Part of the problem is that even when people -- or their kids -- are overweight or obese, they don't think they are. In fact, 8 percent of obese people think they are healthy and don't need to lose weight (even though 35 percent of those people have high blood pressure, 15 percent high cholesterol, and 14 percent diabetes), according to a study of nearly 6,000 people presented in November 2009 at the American Heart Association meeting.
It's not clear why there's a disconnect. But with the rise in obesity, people may have a skewed perception of a "normal" weight. Right now, more than 60 percent of American adults are obese or overweight. (This map shows the states with the highest percentage of overweight people.)
Lemire and May believe that the focus should be placed on an individual's health as much as his or her weight, and that people can make great strides just by taking small steps toward improvement.

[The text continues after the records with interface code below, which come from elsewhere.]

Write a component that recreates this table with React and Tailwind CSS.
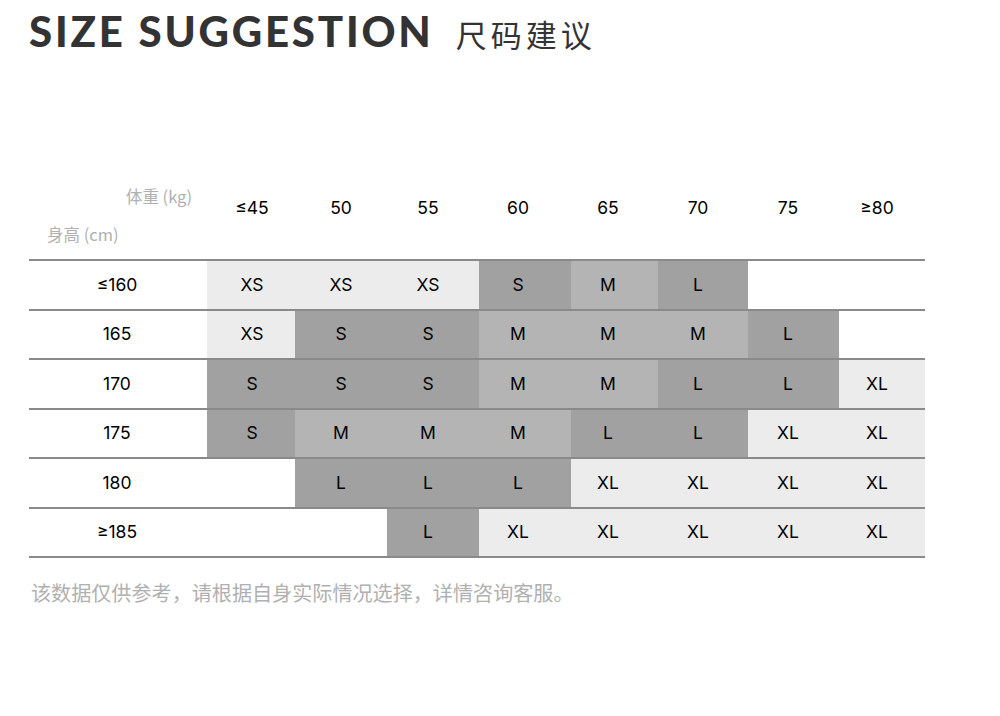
// Size suggestion chart
const COLS = [
  { w: 'w-[88px]', pad: 'pl-[2px]' },
  { w: 'w-[92px]', pad: '' },
  { w: 'w-[92px]', pad: 'pr-[10px]' },
  { w: 'w-[92px]', pad: 'pr-[14px]' },
  { w: 'w-[87px]', pad: 'pr-[13px]' },
  { w: 'w-[90px]', pad: 'pr-[10px]' },
  { w: 'w-[91px]', pad: 'pr-[11px]' },
  { w: 'w-[86px]', pad: 'pr-[10px]' },
]

const WEIGHTS = ['≤45', '50', '55', '60', '65', '70', '75', '≥80']

const TONE = {
  l: 'bg-[#ececec]',
  m: 'bg-[#b4b4b4]',
  d: 'bg-[#a1a1a1]',
  e: 'bg-white',
}

// [size, tone]
const ROWS = [
  { h: '≤160', cells: [['XS', 'l'], ['XS', 'l'], ['XS', 'l'], ['S', 'd'], ['M', 'm'], ['L', 'd'], ['', 'e'], ['', 'e']] },
  { h: '165', cells: [['XS', 'l'], ['S', 'd'], ['S', 'd'], ['M', 'm'], ['M', 'm'], ['M', 'm'], ['L', 'd'], ['', 'e']] },
  { h: '170', cells: [['S', 'd'], ['S', 'd'], ['S', 'd'], ['M', 'm'], ['M', 'm'], ['L', 'd'], ['L', 'd'], ['XL', 'l']] },
  { h: '175', cells: [['S', 'd'], ['M', 'm'], ['M', 'm'], ['M', 'm'], ['L', 'd'], ['L', 'd'], ['XL', 'l'], ['XL', 'l']] },
  { h: '180', cells: [['', 'e'], ['L', 'd'], ['L', 'd'], ['L', 'd'], ['XL', 'l'], ['XL', 'l'], ['XL', 'l'], ['XL', 'l']] },
  { h: '≥185', cells: [['', 'e'], ['', 'e'], ['L', 'd'], ['XL', 'l'], ['XL', 'l'], ['XL', 'l'], ['XL', 'l'], ['XL', 'l']] },
]

function Row({ row, last }) {
  return (
    <div className={[
      'flex border-t-2 border-[#8a8a8a]',
      last ? 'border-b-2 h-[51.5px]' : 'h-[49.5px]',
    ].join(' ')}>
      <div className="w-[178px] flex items-center justify-center pr-[2px]">{row.h}</div>
      {row.cells.map(([size, tone], i) => (
        <div
          key={i}
          className={['flex items-center justify-center', COLS[i].w, COLS[i].pad, TONE[tone]].join(' ')}
        >{size}</div>
      ))}
    </div>
  )
}

export default function App() {
  return (
    <div className="w-[1000px] h-[716px] bg-white overflow-hidden">
      <div className="flex items-baseline pl-[29px] pt-[10px]">
        <h1 className="font-['Lato',sans-serif] font-black text-[42px] leading-none text-[#333] tracking-[2.8px]">
          SIZE SUGGESTION
        </h1>
        <span className="ml-[22px] font-['Noto_Sans_CJK_SC',sans-serif] text-[31px] leading-none text-[#333] tracking-[4px]">
          尺码建议
        </span>
      </div>

      <div className="mt-[129px] ml-[29px] w-[896px] text-[17.5px] text-black font-['Inter','Noto_Sans_CJK_SC',sans-serif]">
        <div className="flex h-[78px]">
          <div className="w-[178px] flex flex-col text-[16.5px] leading-[22px] text-[#b0b0b0] font-['Noto_Sans_CJK_SC',sans-serif]">
            <span className="self-end pr-[15px] mt-[4px]">体重 (kg)</span>
            <span className="pl-[18px] mt-[16px]">身高 (cm)</span>
          </div>
          {WEIGHTS.map((w, i) => (
            <div key={w} className={['flex items-center justify-center pb-[24px]', COLS[i].w, COLS[i].pad].join(' ')}>
              {w}
            </div>
          ))}
        </div>
        {ROWS.map((r, i) => <Row key={r.h} row={r} last={i === ROWS.length - 1} />)}
      </div>

      <p className="mt-[20px] ml-[31px] text-[20.1px] text-[#b0b0b0] font-['Noto_Sans_CJK_SC',sans-serif]">
        该数据仅供参考，请根据自身实际情况选择，详情咨询客服。
      </p>
    </div>
  )
}
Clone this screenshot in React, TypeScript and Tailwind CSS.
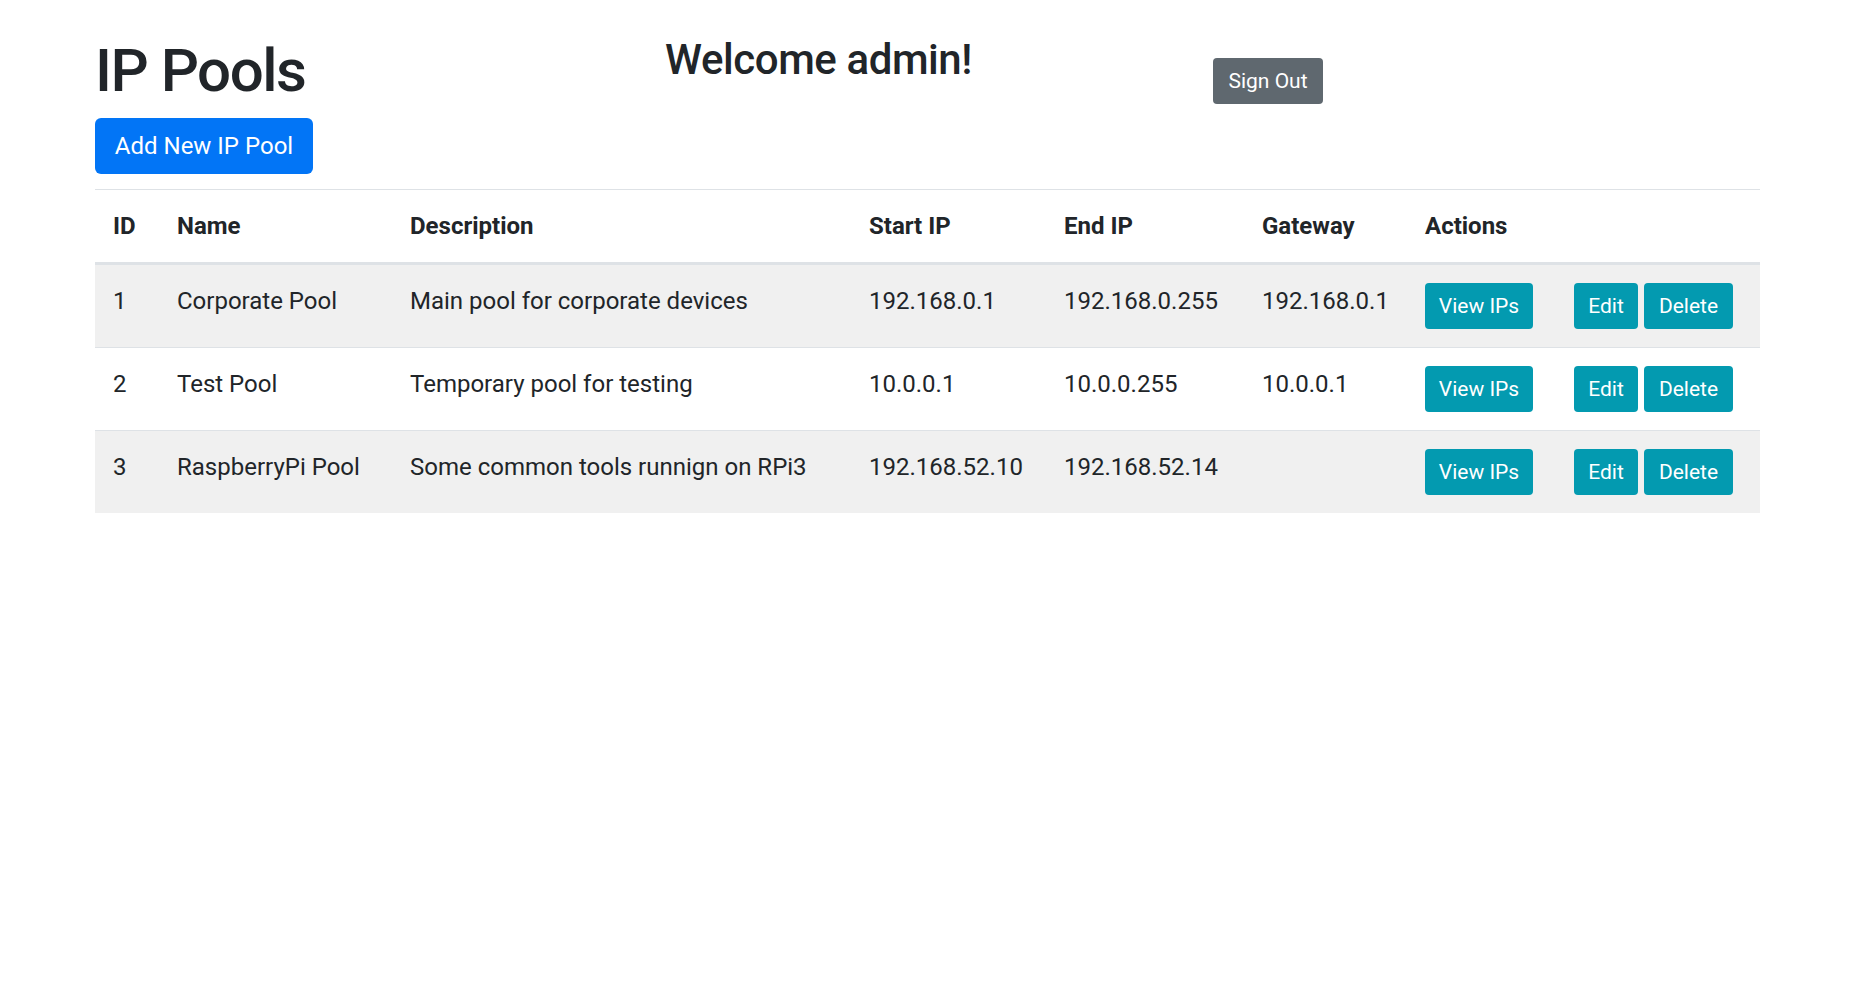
import { JSX } from "react";

interface IpPool {
  id: number;
  name: string;
  description: string;
  startIp: string;
  endIp: string;
  gateway: string;
}

const pools: IpPool[] = [
  { id: 1, name: "Corporate Pool", description: "Main pool for corporate devices", startIp: "192.168.0.1", endIp: "192.168.0.255", gateway: "192.168.0.1" },
  { id: 2, name: "Test Pool", description: "Temporary pool for testing", startIp: "10.0.0.1", endIp: "10.0.0.255", gateway: "10.0.0.1" },
  { id: 3, name: "RaspberryPi Pool", description: "Some common tools runnign on RPi3", startIp: "192.168.52.10", endIp: "192.168.52.14", gateway: "" },
];

const headers = ["ID", "Name", "Description", "Start IP", "End IP", "Gateway", "Actions", ""];
const colWidths = [64, 233, 459, 195, 198, 163, 149, 204];

const smallBtn =
  "h-[46px] inline-flex items-center justify-center rounded-[4px] text-[21px] leading-none text-white";

const App = (): JSX.Element => {
  return (
    <div
      className="min-h-screen bg-white text-[#212529] pl-[95px]"
      style={{ fontFamily: "Roboto, 'Liberation Sans', sans-serif" }}
    >
      {/* Header */}
      <div className="flex items-start">
        <div className="w-[570px] pt-[35px]">
          <h1 className="text-[60px] leading-[72px] font-medium tracking-[-0.025em] mb-[11px]">IP Pools</h1>
          <button className="w-[218px] h-[56px] rounded-[6px] bg-[#0275f6] text-white text-[24px] leading-none flex items-center justify-center">
            Add New IP Pool
          </button>
        </div>
        <div className="w-[548px] pt-[35px]">
          <h3 className="text-[42px] leading-[50px] font-medium tracking-[-0.01em]">Welcome admin!</h3>
        </div>
        <div className="pt-[58px]">
          <button className={`${smallBtn} w-[110px] bg-[#5f686f]`}>Sign Out</button>
        </div>
      </div>

      {/* Table */}
      <table className="mt-[15px] w-[1665px] table-fixed border-separate border-spacing-0 text-[24px] leading-[36px]">
        <colgroup>
          {colWidths.map((w, i) => (
            <col key={i} style={{ width: w }} />
          ))}
        </colgroup>
        <thead>
          <tr>
            {headers.map((h, i) => (
              <th
                key={i}
                className="text-left font-bold px-[18px] py-[18px] border-t border-b-[3px] border-[#dee2e6] align-bottom"
              >
                {h}
              </th>
            ))}
          </tr>
        </thead>
        <tbody>
          {pools.map((pool, idx) => {
            const rowBg = idx % 2 === 0 ? "bg-[#f0f0f0]" : "bg-white";
            const border = idx === 0 ? "" : "border-t border-[#dee2e6]";
            const td = `px-[18px] py-[18px] align-top ${border}`;
            return (
              <tr key={pool.id} className={rowBg}>
                <td className={td}>{pool.id}</td>
                <td className={td}>{pool.name}</td>
                <td className={td}>{pool.description}</td>
                <td className={td}>{pool.startIp}</td>
                <td className={td}>{pool.endIp}</td>
                <td className={td}>{pool.gateway}</td>
                <td className={td}>
                  <button className={`${smallBtn} w-[108px] bg-[#039ab0]`}>View IPs</button>
                </td>
                <td className={td}>
                  <div className="flex gap-[6px]">
                    <button className={`${smallBtn} w-[64px] bg-[#039ab0]`}>Edit</button>
                    <button className={`${smallBtn} w-[89px] bg-[#039ab0]`}>Delete</button>
                  </div>
                </td>
              </tr>
            );
          })}
        </tbody>
      </table>
    </div>
  );
};

export default App;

"I think it's a given that we understand physical activity is good for your body," Lemire says. "Most people find that when they are more physically active, it makes us feel better and makes the machine run better. But we shouldn't be promoting it just on the backs of fat people."
However, people who don't think they have a health problem may be less likely to exercise, visit a physician, or talk about dietary changes with their doctor.
Stephen Nicholls, M.D., the clinical director of the Cleveland Clinic Center for Cardiovascular Diagnostics and Prevention, says it's never too late to improve your health by eating better, becoming physically active, quitting smoking, and seeing a doctor for checkups.
However, Nicholls is still concerned that fat acceptance may send the message that being overweight isn't a health issue.
"As a population, we have moved the yardstick ourselves as what we consider to be a problem and what we don't consider to be a problem," Nicholls says. "We consume processed, high-fat, easily available food and reduce the amount of exercise and activity we perform on a daily basis. There is complacency about developing obesity, and it could suggest that we underestimate what its implications might be."
He adds, "Obesity is the single greatest public health problem we face in the U.S. today and is now spreading beyond the developed world into developing countries."